This article talks about the controversy that has sparkled around the case of a Nanjing public interest organization, Aizhiyuan (爱之源).
Despite being registered with civil affairs since 2013 and receiving funding from the district government, Aizhiyuan has started to carry out for profit activities. Dai Zhilong, the founder of the public interest group, explains that since government support is limited, Aizhiyuan has to develop its own funding sources to ensure its existence and further development. Therefore, Aizhiyuan has started selling everyday items to university students.
Aizhiyuan’s case has sparkled a controversy in the third sector. Beijing JunziJun law firm’s Deng Jianhe says that what Aizhiyuan does is perfectly legal and that the Chinese law does not prohibit public interest organizations from carrying out for profit activities. A leader of another Nanjing public interest organization says that it is a problem of values and that non profit organizations have to carry out not-for-profit activities.
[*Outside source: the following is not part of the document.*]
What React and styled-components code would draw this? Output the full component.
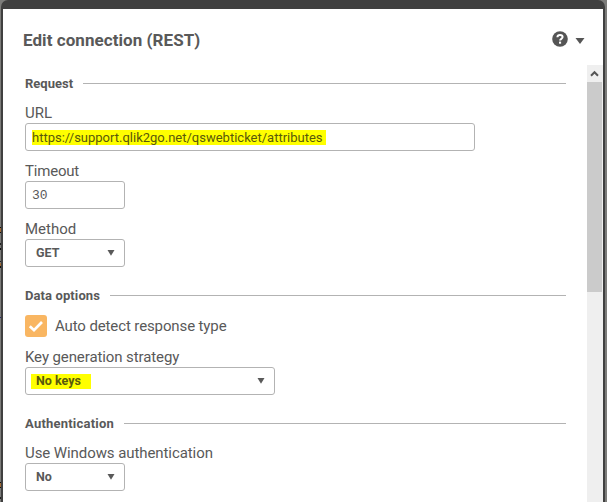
import React from "react";
import styled, { createGlobalStyle } from "styled-components";

const GlobalStyle = createGlobalStyle`
  * { box-sizing: border-box; }
  body { margin: 0; background: #7c7c7a; overflow: hidden; color: #595959; font-family: Roboto, "Liberation Sans", sans-serif; }
`;

const Backdrop = styled.div`
  position: relative;
  width: 607px;
  height: 502px;
  padding: 0 2px 0 1px;
  overflow: hidden;
  background: #7c7c7a;
`;

const PageMark = styled.span`
  position: absolute;
  left: 0;
  top: ${(p) => p.$top}px;
  width: 1px;
  height: ${(p) => p.$height}px;
  background: ${(p) => p.$color};
`;

const Dialog = styled.div`
  height: 520px;
  padding: 9px 2px 0;
  background: #404040;
  border-radius: 7px 7px 0 0;
`;

const Panel = styled.div`
  height: 511px;
  background: #fff;
  display: flex;
  flex-direction: column;
`;

const Header = styled.header`
  height: 56px;
  flex: none;
  display: flex;
  align-items: flex-start;
  padding: 21px 18px 0 20px;
`;

const Title = styled.h1`
  margin: 0;
  flex: 1;
  font-size: 17px;
  line-height: 20px;
  font-weight: 700;
  letter-spacing: ${(p) => p.$spacing}px;
`;

const HelpIcon = styled.svg`
  width: 16px;
  height: 16px;
  margin: 1px 7px 0 0;
  display: block;
`;

const MenuArrow = styled.svg`
  width: 10px;
  height: 6px;
  margin-top: 8px;
  display: block;
`;

const Body = styled.div`
  flex: 1;
  display: flex;
  min-height: 0;
`;

const Content = styled.main`
  flex: 1;
  padding: 9px 21px 0 22px;
`;

const Section = styled.section`
  height: ${(p) => p.$height}px;
`;

const SectionTitle = styled.h2`
  margin: 0;
  height: 20px;
  display: flex;
  align-items: center;
  gap: ${(p) => p.$gap || 10}px;
  font-size: 13px;
  line-height: 20px;
  font-weight: 700;
  letter-spacing: ${(p) => p.$spacing}px;
  &::after {
    content: "";
    flex: 1;
    height: 1px;
    background: #b3b3b3;
    margin-top: -1px;
  }
`;

const Field = styled.div`
  padding-top: ${(p) => p.$top}px;
`;

const Label = styled.label`
  display: block;
  height: 20px;
  font-size: 15px;
  line-height: 20px;
  letter-spacing: ${(p) => p.$spacing || 0}px;
  white-space: nowrap;
`;

const Control = styled.div`
  width: ${(p) => p.$width}px;
  height: 28px;
  border: 1px solid #b3b3b3;
  border-radius: 3px;
  display: flex;
  align-items: center;
  padding: 0 9px 0 ${(p) => p.$left || 6}px;
  font-size: 13px;
  line-height: 15px;
`;

const Address = styled.span`
  background: #ff0;
  color: #59590b;
  height: 15px;
  width: 294px;
  white-space: nowrap;
  letter-spacing: ${(p) => p.$spacing}px;
`;

const Timeout = styled.span`
  font-family: "Liberation Mono", monospace;
  font-size: 13px;
`;

const Choice = styled.span`
  font-weight: 700;
  height: 15px;
  font-size: 12.5px;
  line-height: 14px;
  padding: 0 10px 0 5px;
  margin-right: auto;
  letter-spacing: ${(p) => p.$spacing || 0}px;
  background: ${(p) => (p.$marked ? "#ff0" : "transparent")};
  color: ${(p) => (p.$marked ? "#59590b" : "inherit")};
`;

const SelectArrow = styled.svg`
  width: 8px;
  height: 6px;
  display: block;
`;

const CheckRow = styled.div`
  display: flex;
  align-items: center;
  gap: 8px;
  height: 22px;
  margin-top: 9px;
`;

const CheckBox = styled.span`
  width: 22px;
  height: 22px;
  border-radius: 3px;
  background: #f9b662;
  svg { display: block; }
`;

const Scrollbar = styled.div`
  width: 16px;
  background: #efefef;
  padding-right: 1px;
`;

const ScrollUp = styled.svg`
  width: 15px;
  height: 17px;
  display: block;
`;

const Thumb = styled.div`
  height: 210px;
  background: #cbcbcb;
`;

const pageMarks = [
  { top: 227, height: 1, color: "#111" },
  { top: 228, height: 4, color: "#a06a35" },
  { top: 232, height: 1, color: "#111" },
  { top: 243, height: 2, color: "#222" },
  { top: 248, height: 2, color: "#111" },
  { top: 261, height: 1, color: "#222" },
  { top: 263, height: 3, color: "#a06a35" },
  { top: 266, height: 2, color: "#111" },
  { top: 317, height: 1, color: "#27276a" },
  { top: 482, height: 1, color: "#111" },
  { top: 483, height: 4, color: "#a06a35" },
  { top: 487, height: 1, color: "#111" },
  { top: 497, height: 2, color: "#222" },
];

function Select({ width, children, marked, spacing }) {
  return (
    <Control $width={width} $left={5}>
      <Choice $marked={marked} $spacing={spacing}>{children}</Choice>
      <SelectArrow viewBox="0 0 8 6"><path d="M0.5 0h7L4 5.8z" fill="#595959" /></SelectArrow>
    </Control>
  );
}

export default function App() {
  return (
    <Backdrop>
      <GlobalStyle />
      {pageMarks.map((m) => (
        <PageMark key={m.top} $top={m.top} $height={m.height} $color={m.color} />
      ))}
      <Dialog>
        <Panel>
          <Header>
            <Title $spacing={0.06}>Edit connection (REST)</Title>
            <HelpIcon viewBox="0 0 16 16">
              <circle cx="8" cy="8" r="7.8" fill="#555" />
              <path d="M5.4 6.2C5.5 4.6 6.5 3.9 8 3.9s2.6.8 2.6 2.2c0 1.8-2.5 1.6-2.5 3.4" fill="none" stroke="#fff" strokeWidth="2" />
              <rect x="7" y="10.6" width="2.1" height="2.1" fill="#fff" />
            </HelpIcon>
            <MenuArrow viewBox="0 0 10 6"><path d="M0.5 0h9L5 6z" fill="#555" /></MenuArrow>
          </Header>
          <Body>
            <Content>
              <Section $height={212}>
                <SectionTitle $spacing={0} $gap={10}>Request</SectionTitle>
                <Field $top={9}>
                  <Label>URL</Label>
                  <Control $width={450}>
                    <Address $spacing={0}>https://support.qlik2go.net/qswebticket/attributes</Address>
                  </Control>
                </Field>
                <Field $top={10}>
                  <Label $spacing={-0.2}>Timeout</Label>
                  <Control $width={100}><Timeout>30</Timeout></Control>
                </Field>
                <Field $top={10}>
                  <Label>Method</Label>
                  <Select width={100}>GET</Select>
                </Field>
              </Section>
              <Section $height={128}>
                <SectionTitle $spacing={0.1}>Data options</SectionTitle>
                <CheckRow>
                  <CheckBox>
                    <svg width="22" height="22" viewBox="0 0 22 22">
                      <path d="M4.8 11.2l4.2 4 8-8.2" fill="none" stroke="#fff" strokeWidth="2.7" />
                    </svg>
                  </CheckBox>
                  <Label $spacing={-0.12}>Auto detect response type</Label>
                </CheckRow>
                <Field $top={10}>
                  <Label $spacing={-0.1}>Key generation strategy</Label>
                  <Select width={250} marked>No keys</Select>
                </Field>
              </Section>
              <Section $height={90}>
                <SectionTitle $spacing={0.22}>Authentication</SectionTitle>
                <Field $top={9}>
                  <Label $spacing={-0.08}>Use Windows authentication</Label>
                  <Select width={100}>No</Select>
                </Field>
              </Section>
            </Content>
            <Scrollbar>
              <ScrollUp viewBox="0 0 15 17"><path d="M4 10.7L7.5 7.2l3.5 3.5" fill="none" stroke="#555" strokeWidth="2" /></ScrollUp>
              <Thumb />
            </Scrollbar>
          </Body>
        </Panel>
      </Dialog>
    </Backdrop>
  );
}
Lack of funding is a common problem for Nanjing’s grassroots organizations and will not be solved by becoming businesses.
Finally, the head of the Nanjing Youth Public Interest Promotion Association, Cao Yang stresses that without clear legislation regulating the public interest sector and creating incentives such as tax exemptions and a framework defining what kind of for-profit activities is acceptable for non-profits to carry out, public interest organizations have to be innovative in finding ways to survive and strive.